Basic tools for research in public international law for USF law school students writing papers for classes or participating in international law moot court competitions.

About This Guide

This guide is for students writing papers for classes or participating in moot court competitions, and it covers the basic research tools.

There are sections dealing with: books; articles; treaties; customary law; courts & decisions; and the United Nations and other IGOs. The final section has more advice on international law research. (For human rights issues, see also the Zief Law Library's guide on Human Rights Research.)

The Sources of International Law

What are the sources of international law? The following statements give some guidance. For more on the sources of international law, see any introduction to international law, or any of the longer guides to international law research listed in the final section ("Learning More") of this guide.

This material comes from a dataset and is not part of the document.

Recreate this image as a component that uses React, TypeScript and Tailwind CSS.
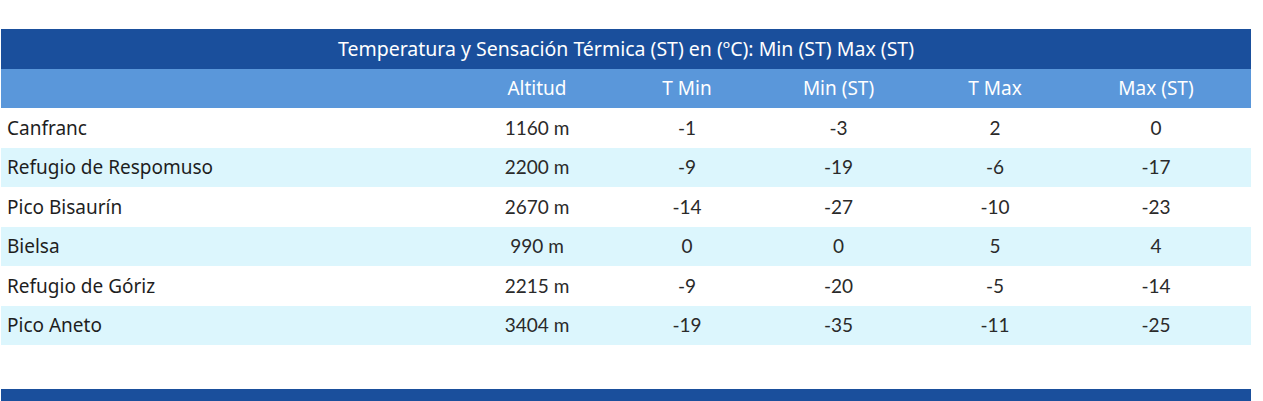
import React from 'react'

interface Row {
  name: string
  alt: string
  tmin: string
  stmin: string
  tmax: string
  stmax: string
}

const rows: Row[] = [
  { name: 'Canfranc', alt: '1160 m', tmin: '-1', stmin: '-3', tmax: '2', stmax: '0' },
  { name: 'Refugio de Respomuso', alt: '2200 m', tmin: '-9', stmin: '-19', tmax: '-6', stmax: '-17' },
  { name: 'Pico Bisaurín', alt: '2670 m', tmin: '-14', stmin: '-27', tmax: '-10', stmax: '-23' },
  { name: 'Bielsa', alt: '990 m', tmin: '0', stmin: '0', tmax: '5', stmax: '4' },
  { name: 'Refugio de Góriz', alt: '2215 m', tmin: '-9', stmin: '-20', tmax: '-5', stmax: '-14' },
  { name: 'Pico Aneto', alt: '3404 m', tmin: '-19', stmin: '-35', tmax: '-11', stmax: '-25' },
]

const cols = 'grid grid-cols-[461px_150px_150px_153px_160px_176px]'
const plex = { fontFamily: '"Noto Sans", "Open Sans", sans-serif' }
const lato = { fontFamily: 'Lato, sans-serif' }

export default function App() {
  return (
    <div className="w-[1263px] h-[401px] bg-white overflow-hidden text-[#1e1e1e]" style={plex}>
      <div className="pt-[29px] pl-px w-[1251px]">
        <div className="h-[40px] bg-[#1a4f9c] text-white text-[19.5px] flex items-center justify-center">
          Temperatura y Sensación Térmica (ST) en (ºC): Min (ST) Max (ST)
        </div>
        <div className={`${cols} h-[39px] bg-[#5a97da] text-white text-[19px] items-center`}>
          <div />
          <div className="text-center">Altitud</div>
          <div className="text-center">T Min</div>
          <div className="text-center">Min (ST)</div>
          <div className="text-center">T Max</div>
          <div className="text-center pr-[14px]">Max (ST)</div>
        </div>
        {rows.map((r, i) => (
          <div
            key={r.name}
            className={`${cols} h-[39.5px] items-center text-[19px] ${i % 2 ? 'bg-[#dcf6fd]' : 'bg-white'}`}
          >
            <div className="pl-[6px]">{r.name}</div>
            <div className="text-center text-[#2a2a2a]" style={lato}>{r.alt}</div>
            <div className="text-center text-[#2a2a2a]" style={lato}>{r.tmin}</div>
            <div className="text-center text-[#2a2a2a]" style={lato}>{r.stmin}</div>
            <div className="text-center text-[#2a2a2a]" style={lato}>{r.tmax}</div>
            <div className="text-center text-[#2a2a2a] pr-[14px]" style={lato}>{r.stmax}</div>
          </div>
        ))}
        <div className="h-[44px]" />
        <div className="h-[40px] bg-[#1a4f9c]" />
      </div>
    </div>
  )
}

The Classic List: Statute of International Court of Justice, Article 38, § 1

  • International conventions [i.e., treaties and agreements].
  • International custom, as evidence of a general practice accepted as law.
  • The general principles of law recognized by civilized nations.
  • Judicial decisions and the teachings of the most highly qualified publicists of the various nations, as subsidiary means for the determination of rules of law. (emphasis added.)

The complete Statute of the International Court of Justice is available on the Court's site.

Restatement of the Law, the Foreign Relations Law of the United States, § 102

  • Customary law, which "results from a general and consistent practice of states followed by them from a sense of legal obligation.'
  • International agreements.
  • General principles common to the major legal systems.

Section 102 is part of Chapter One ("International Law: Character and Sources") of the Restatement (Third) on Foreign Relations. [This version, from HeinOnline, is available to the USF community.]

Great Places to Start


Use these sources to understand key terms and concepts, and to find leads for further research.

ICJ Memorials as Research Tools

The Jessup Competition research guides suggest using as research tools the memorials states have submitted to the International Court of Justice. There are a couple of ways to find memorials.

International Legal Materials (ILM)

International Legal Materials (ILM) reprints selected important treaties, decisions, and other primary documents. In certain circumstances the Bluebook allows citations to ILM.

ILM is particularly useful for finding older, more obscure documents.